Было уже около полуночи, когда мы вернулись домой к тёти Пёрл. Все с удовольствием набросились на горячую ароматную индюшку, любовно приготовленную ею для нас. Для неё особенно важно было накормить Джими в день Благодарения, так как она понимала, что на гастролях праздники могут пронестись мимо него, тем более сугубо семейные. Мы вспоминали детство и то лето, проведённое в Канаде, и могу сказать, что праздник удался. Джими был счастлив, окружённый своей семьёй и перед тем как идти спать, Джими увёл меня в одну из спален и показал портфель полный денег, полученный им после выступления от Майка Джеффри. Там было около 20 тысяч 5–долларовыми купюрами.
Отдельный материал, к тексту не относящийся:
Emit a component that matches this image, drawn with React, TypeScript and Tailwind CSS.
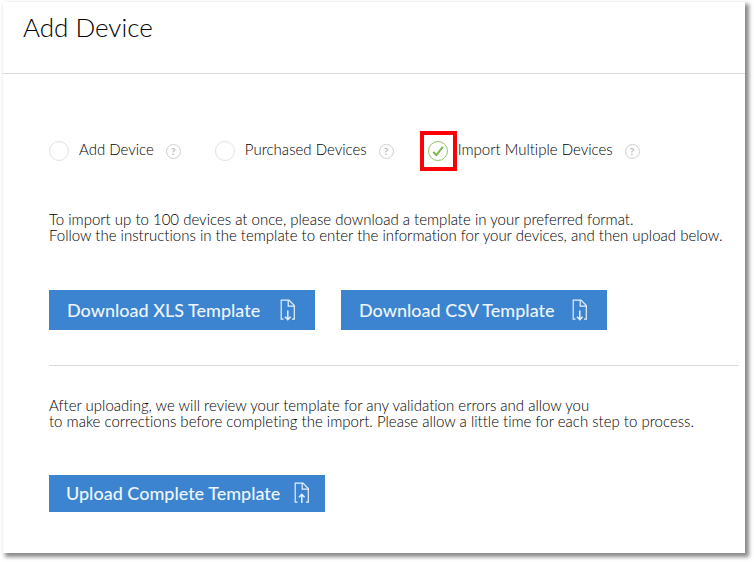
import React from "react";

function HelpIcon({ topic }: { topic: string }) {
  return (
    <button
      type="button"
      aria-label={"Help: " + topic}
      className="flex size-[15px] shrink-0 items-center justify-center rounded-full border border-[#cfcfcf] text-[10px] leading-none font-black text-[#bdbdbd]"
    >
      ?
    </button>
  );
}

function Option({ id, label, checked = false }: { id: string; label: string; checked?: boolean }) {
  return (
    <div className="flex items-center gap-3">
      <div className="flex items-center gap-2.5">
        <span className="relative flex size-5 shrink-0">
          <input
            type="radio"
            id={id}
            name="mode"
            defaultChecked={checked}
            className="peer size-5 appearance-none rounded-full border border-[#e2e2e2] bg-white checked:border-[#8cc665]"
          />
          <svg
            viewBox="0 0 20 20"
            className="pointer-events-none absolute inset-0 hidden size-5 peer-checked:block"
            fill="none"
            stroke="#79b94f"
            strokeWidth="2"
          >
            <path d="M5.2 11 8.4 14 14.8 5.8" />
          </svg>
          {checked && (
            <span className="pointer-events-none absolute -inset-x-2 -inset-y-2.5 -right-[9px] border-4 border-[#fb0007]" />
          )}
        </span>
        <label htmlFor={id} className="pb-1 text-[15px] leading-4 whitespace-nowrap">
          {label}
        </label>
      </div>
      <HelpIcon topic={label} />
    </div>
  );
}

function FileIcon({ up = false }: { up?: boolean }) {
  return (
    <svg viewBox="0 0 16 22" className="h-[22px] w-4 shrink-0" fill="none" stroke="#e6f0fa" strokeWidth="1.2">
      <path d="M3.5 20.2H1.2V1.2H9L14.3 6.5V20.2H12" />
      <path d="M8.2 1.2V7.2H14.3" />
      {up ? (
        <path d="M7.8 21V12.5M5 15.2 7.8 12.4 10.6 15.2" strokeWidth="1.5" />
      ) : (
        <path d="M7.8 11.5V20.5M5 17.8 7.8 20.6 10.6 17.8" strokeWidth="1.5" />
      )}
    </svg>
  );
}

const button =
  "flex items-center justify-between bg-[#3c84d0] text-lg leading-6 font-medium whitespace-nowrap text-[#eef5fc]";
const downloadButton = button + " h-10 w-[266px] pr-[19px] pl-[18px]";

export default function App() {
  return (
    <main className="pt-0.5 pr-[9px] pb-[9px] pl-[3px] font-['Lato',sans-serif] font-light text-black [font-variant-ligatures:none]">
      <section className="bg-white pb-[41px] shadow-[3px_3px_4px_1px_#8a8a8a]">
        <header className="border-b border-[#dadada] pt-2 pb-7 pl-5">
          <h1 className="text-[26px] leading-[35px]">Add Device</h1>
        </header>
        <div className="pt-[67px] pr-1.5 pl-[46px]">
          <div role="radiogroup" aria-label="Device source" className="flex items-center gap-[34px]">
            <Option id="add" label="Add Device" />
            <Option id="purchased" label="Purchased Devices" />
            <Option id="import" label="Import Multiple Devices" checked />
          </div>
          <p className="mt-[50px] text-[15px] leading-4">
            To import up to 100 devices at once, please download a template in your preferred format.
            <br />
            Follow the instructions in the template to enter the information for your devices, and then upload below.
          </p>
          <div className="mt-[47px] flex gap-[26px]">
            <button type="button" className={downloadButton}>
              Download XLS Template
              <FileIcon />
            </button>
            <button type="button" className={downloadButton}>
              Download CSV Template
              <FileIcon />
            </button>
          </div>
          <hr className="mt-[35px] border-[#dadada]" />
          <p className="mt-[31px] text-[15px] leading-4">
            After uploading, we will review your template for any validation errors and allow you
            <br />
            to make corrections before completing the import. Please allow a little time for each step to process.
          </p>
          <button type="button" className={button + " mt-[46px] h-[37px] w-[276px] pr-[15px] pb-0.5 pl-[17px]"}>
            Upload Complete Template
            <FileIcon up />
          </button>
        </div>
      </section>
    </main>
  );
}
Мы разделили всё на четыре равные части, две из которых он передал тёте Пёрл и бабушка Норе. Обе были невероятно благодарны такому щедрому подарку. Канада не особенно баловала их, и подарок Джими многое смог изменить в их жизни. По крайней мере, он смог хоть как–то отблагодарить их, за заботу о нас, когда мы были детьми.
Вернувшись обратно в спальню, он поднял с пола кожаный саквояж и, запихнув целую кучу денег в него, протянул его мне.
— Вот, Леон, держи, я хочу, чтобы ты купил билет на самолёт и встретил меня через несколько дней в Лос–Анжелесе. В следующую субботу у меня концерт в Чаше, так что приезжай заранее.
Я сидел на краю кровати и смотрел на раскрытый саквояж. Там было около пяти тысяч. Уже третий раз Джими выручал меня деньгами, за что я ему был очень благодарен. Он всегда помогал нам с отцом в трудную минуту. И я со своей стороны, сделал бы всё, что в моих силах для него. Не было никаких сомнений, что я выполню его просьбу.
— Без проблем, Бастер, я буду там.
Утром мы все поднялись очень рано, после обильно политого слёзами расставания с тётей Пёрл и бабушкой Норой, отец, Джун, Жени, Джими и я собрали наш багаж и двинулись обратно на юг, в Сиэтл. Время поджимало, потому что Джими нужно было ещё успеть на самолёт. В этот день он давал концерт в Колизее Спокейна, штат Вашингтон.
В аэропорту мы с Джими вместе наблюдали, как готовили его самолёт. Когда его подкатили к нам, этот небольшой, с подпорками для крыльев, он показался мне не очень надёжным. Я бы точно несколько раз подумал, прежде, чем доверить ему свою жизнь, но у Джими не было ни малейшего сомнения на его лётные качества. За свою жизнь он провёл много времени на борту подобных самолётов, особенно в армии, когда приходилось прыгать с парашютом.
Все следующие несколько дней я обсуждал свою поездку в Калифорнию со всеми, кто знал о моих планах. Я был далеко в облаках и мне не терпелось скорее попасть в Лос–Анжелес, о котором столько фантастического рассказывали на улицах. Как обычно, отец был против. Когда я, невзначай упомянул про желание Джими встретиться со мной в Калифорнии, он попытался убедить меня, что мне всё это показалось, и Джими вовсе не хотел меня видеть.
— Он просил меня приехать и хотел встретиться, — пробовал я доказать отцу.
— Не будь так назойлив, ему нужно работать и ты только будешь мешаешь ему, — отвечал отец.
— Вовсе нет! Он хотел, чтобы я помогал ему, — парировал я.
— Говорю тебе, он не хочет, чтобы ты его отвлекал.
— О чём вообще спор? Вспомни, как он всё время звонит с гастролей и говорит, как было бы здорово, если бы мы приехали к нему! И вот, этот час настал. Я устал слышать от тебя всю эту чушь.
Отец затих, но продолжал бубнить что–то себе под нос, что именно, меня мало уже интересовало, я знал, ничего нового от него я не услышу. В висках стучала кровь, передо мной вставала ясная картина. Но я остановил себя, пакуя вещи. Стоя перед раскрытым шкафом в моей спальне, я вдруг подумал, зачем мне это всё брать с собой, если я смогу на месте купить себе всё новое. В саквояже у меня лежало 5 тысяч подъёмных.